1. Finalise this draft agreement with legal input and sign by each of the parties.
2. Subject to an NDA between the Parties disclosure of the relevant technologies of each of the parties with the focus on filing a patent application before any approach for funding is undertaken.
3. Register an entity jointly owned by the parties and undertake legal advice as to the best jurisdiction for the entity and intent to transfer any IP applied for into the entity at the earliest time.
4. Management of Project. The parties to prepare and agree on an initial schedule to undertake necessary scientific and testing within a framework of pre agreed protocols. The outcome is to be prepared for compliance and regulatory applications for product registration within selected markets and territories.
Shareholder Agreement. Once the new entity is incorporated the parties will enter into a Shareholders Agreement with (inter alia) pre-emptive share transfer rights.
Overall, therefore, the Agreement sets out the direction of travel and the future plans for their joint venture, and the parties to the Agreement commit to taking a number of actions individually or together.
So, what did the parties to the Agreement commit to in terms of IP? There are really only two points which come out of the four references. One point is that the parties to the Agreement commit to making a patent application once a number of other steps identified in the Agreement have occurred. This is the effect of the first and third references. The other point is their commitment in the second reference that the IP will remain under the control of the three of them either individually in some way, or within an equally-controlled entity. It is nuanced by the fourth reference, which shows that their intention was that "any IP applied for" be transferred to the entity "at the earliest time".
In my view, that is as far as the Collaboration Agreement goes. It created an agreement that the IP would remain in the control of the parties one way or another and signalled that the parties intended to assign any IP applications to the jointly held entity once it had been established and legal advice had been obtained. It is entirely clear that the Agreement did not in itself assign Dr Clearwater's rights to the jointly held entity. It created an agreed framework for such an assignment to take place in the future.

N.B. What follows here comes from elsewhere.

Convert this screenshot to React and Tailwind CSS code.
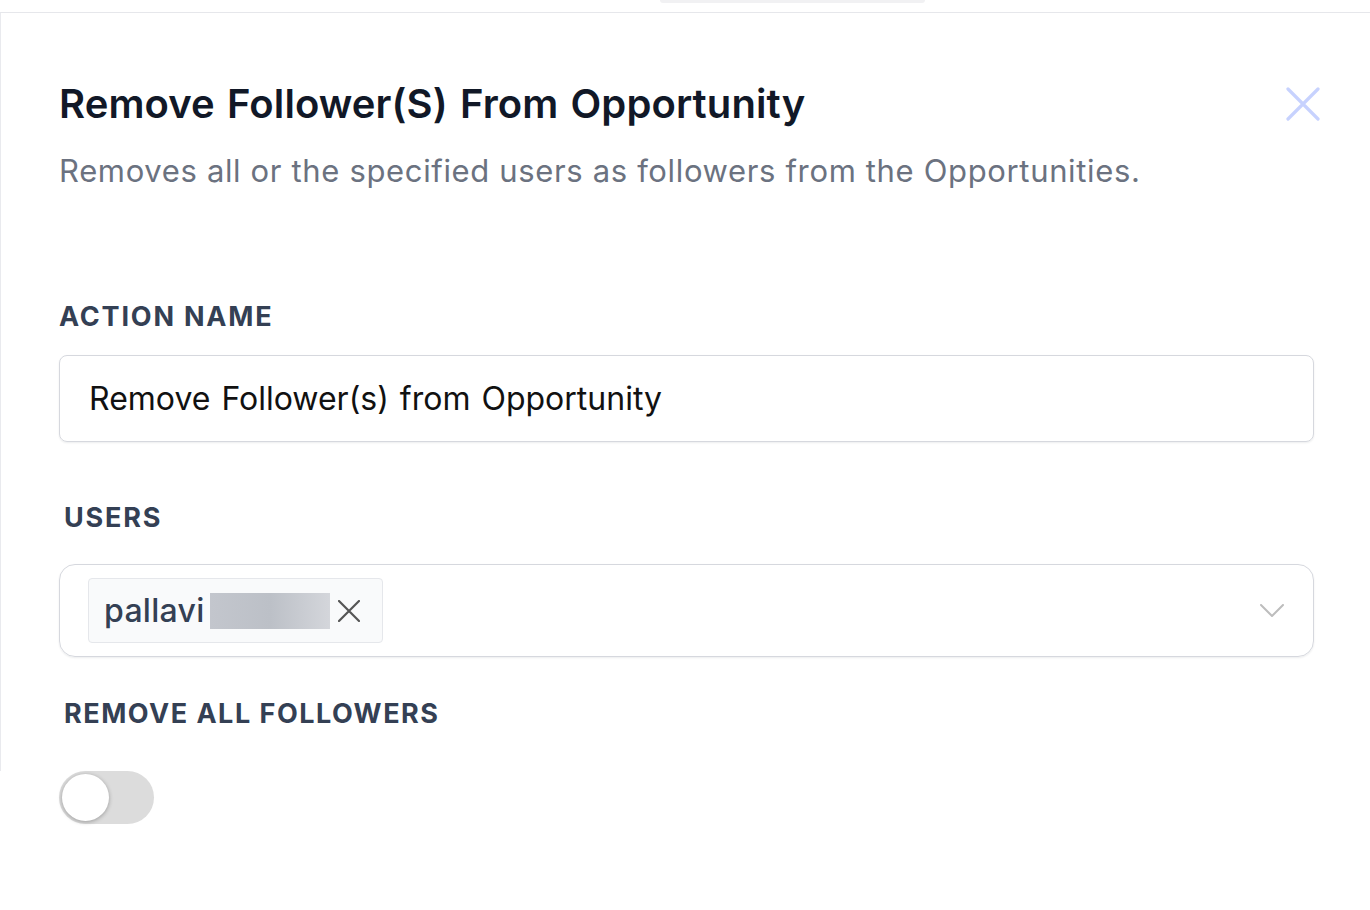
import React from "react";

export default function App() {
  return (
    <div
      className="relative w-[1370px] h-[910px] bg-white overflow-hidden"
      style={{ fontFamily: "Inter, 'Noto Sans', sans-serif" }}
    >
      {/* faint shadow at top */}
      <div className="absolute left-[660px] top-0 w-[265px] h-[3px] bg-[#f1f1f3] rounded-b" />
      <div className="mt-[12px] border-t border-[#e6e7eb] h-[898px] flex">
        <div className="w-px h-[758px] bg-[#e9eaee]" />
        <div className="flex-1 flex flex-col pl-[58px] pr-[56px]">
          <div className="flex items-start justify-between mt-[67px]">
            <h1 className="text-[40px] leading-[48px] font-semibold text-[#111827] tracking-[0.1px] [word-spacing:2px]">
              Remove Follower(S) From Opportunity
            </h1>
            <svg
              className="mt-[7px] mr-[-6px]"
              width="34"
              height="34"
              viewBox="0 0 34 34"
              fill="none"
              stroke="#c7d2fe"
              strokeWidth="3.2"
              strokeLinecap="round"
            >
              <path d="M2 2 L32 32 M32 2 L2 32" />
            </svg>
          </div>
          <p className="mt-[25px] text-[31px] leading-[36px] text-[#6b7280] tracking-[0.65px]">
            Removes all or the specified users as followers from the Opportunities.
          </p>

          <label className="mt-[112px] text-[27px] leading-[31px] font-bold tracking-[1.8px] text-[#344054]">
            ACTION NAME
          </label>
          <div className="mt-[23px] h-[87px] rounded-[8px] border border-[#d6d8de] shadow-[0_1px_2px_rgba(16,24,40,0.08)] flex items-center pl-[29px]">
            <span className="text-[32px] text-[#111111] [word-spacing:2px]">
              Remove Follower(s) from Opportunity
            </span>
          </div>

          <label className="mt-[60px] ml-[5px] text-[27px] leading-[31px] font-bold tracking-[1.8px] text-[#344054]">
            USERS
          </label>
          <div className="mt-[31px] h-[93px] rounded-[16px] border border-[#d6d8de] shadow-[0_1px_2px_rgba(16,24,40,0.08)] flex items-center pl-[28px] pr-[28px]">
            <div className="h-[65px] rounded-[4px] border border-[#e5e7eb] bg-[#f9fafb] flex items-center pl-[15px] pr-[22px]">
              <span className="text-[32px] font-medium text-[#344054] tracking-[0.3px]">pallavi</span>
              <span className="ml-[5px] w-[120px] h-[36px] bg-gradient-to-r from-[#c3c6cd] via-[#bcc0c7] to-[#d4d6db]" />
              <svg
                className="ml-[8px]"
                width="22"
                height="22"
                viewBox="0 0 22 22"
                stroke="#555"
                strokeWidth="2.2"
                strokeLinecap="round"
              >
                <path d="M1 1 L21 21 M21 1 L1 21" />
              </svg>
            </div>
            <div className="flex-1" />
            <svg
              className="mr-[1px]"
              width="24"
              height="14"
              viewBox="0 0 24 14"
              fill="none"
              stroke="#bdbdbd"
              strokeWidth="2"
              strokeLinecap="round"
              strokeLinejoin="round"
            >
              <path d="M1 1 L12 12 L23 1" />
            </svg>
          </div>

          <label className="mt-[41px] ml-[5px] text-[27px] leading-[31px] font-bold tracking-[1.5px] text-[#344054]">
            REMOVE ALL FOLLOWERS
          </label>
          <div className="mt-[42px] relative w-[95px] h-[53px] rounded-full bg-[#dcdcdc]">
            <div className="absolute left-[3px] top-[3px] w-[47px] h-[47px] rounded-full bg-white shadow-[0_1px_4px_rgba(0,0,0,0.3)]" />
          </div>
        </div>
      </div>
    </div>
  );
}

It follows that I do not see any basis for a conclusion that the Agreement creates a future assignment of rights to the jointly held entity which takes place automatically once the entity has been established and the other steps taken. The Agreement would have needed to be much more explicit on this point for me to take the view that rights would automatically have been assigned once certain conditions were met.
On the contrary, the Agreement shows that the parties had intended once other steps been met to take further specific action in order to make the assignment of their rights to the entity. But the only solid commitment they make on this front is that the IP will remain either in their control as individuals or within an entity that is equally controlled between them.
Mr McCarthy confirmed under cross-examination that he considers the Agreement still to have effect. In his cross-examination, Dr Clearwater agreed with the statement put to him by counsel that Mr McCarthy was "working to continue doing what the Collaboration Agreement required of him".
Assessment
I agree with the Defendant's statement in Paragraph 9 of the Reply that " JC had agreed for his rights in the inventive concept included in the Applications to be transferred to an entity to be established by DM, as evidenced by the Collaboration Agreement (Claimant's Exhibit 4)."
However, the collaboration agreement first required a finalised agreement signed by the parties, which did not occur, and it requires the IP to be held by a jointly-owned entity, but Bionome Technology is not jointly owned.
Is Bionome held on trust by Mr McCarthy
Q: Could you answer the question as to how that company, on 10th March 2020, was jointly held?
A: No, it was not because at that stage, you know, we are forming a United Kingdom company. I had no communication at that stage with John and Aaron.
Q: So on 10th March 2020 the company was not jointly held?
A: It was jointly held through way of the commitment to honour our position under the Collaboration Agreement. Somebody had to form the company in this country to allow the patent and that process to go forward.
Q: But it was solely held by yourself?
A: Yes, as an interest for the three of us.
Q: But there was no declaration of trust at that stage?
A: There was a commitment to have the declaration of trust at that stage.
Q: Okay. The same still applies on the date at which the patent application was filed.
A: Correct.
Nevertheless, it is clear from the written and oral evidence put before me that Bionome did not, as was intended, formally become a jointly held entity including Dr Clearwater. It is entirely clear from the evidence that the intended original plan, involving MCL holding two-thirds of the proposed joint entity, never materialised. Nor did joint ownership arise by some other means. Bionome was registered, and the patent applications filed in its name, as an entity not jointly held by the parties to the Collaboration Agreement.
Even if I accept at face value the contemporaneous evidence that the Declaration of Trust exists, and the evidence regarding what the Declaration is said to do, there is nothing which suggests that the parties to the Agreement at any point reached the final destination envisaged by that Agreement namely, a jointly held entity. What the Declaration does, on the limited evidence that I have, is to set out another commitment and a route to make good the joint ownership position at a further point in the future. It seeks to protect the parties' positions regarding the future in a situation where Mr McCarthy was unable to secure those positions at the time.
The attempts made by Mr McCarthy to make progress under the terms of the Agreement have not reached the final destination envisaged by that Agreement namely the jointly held entity. Bionome remains not jointly held.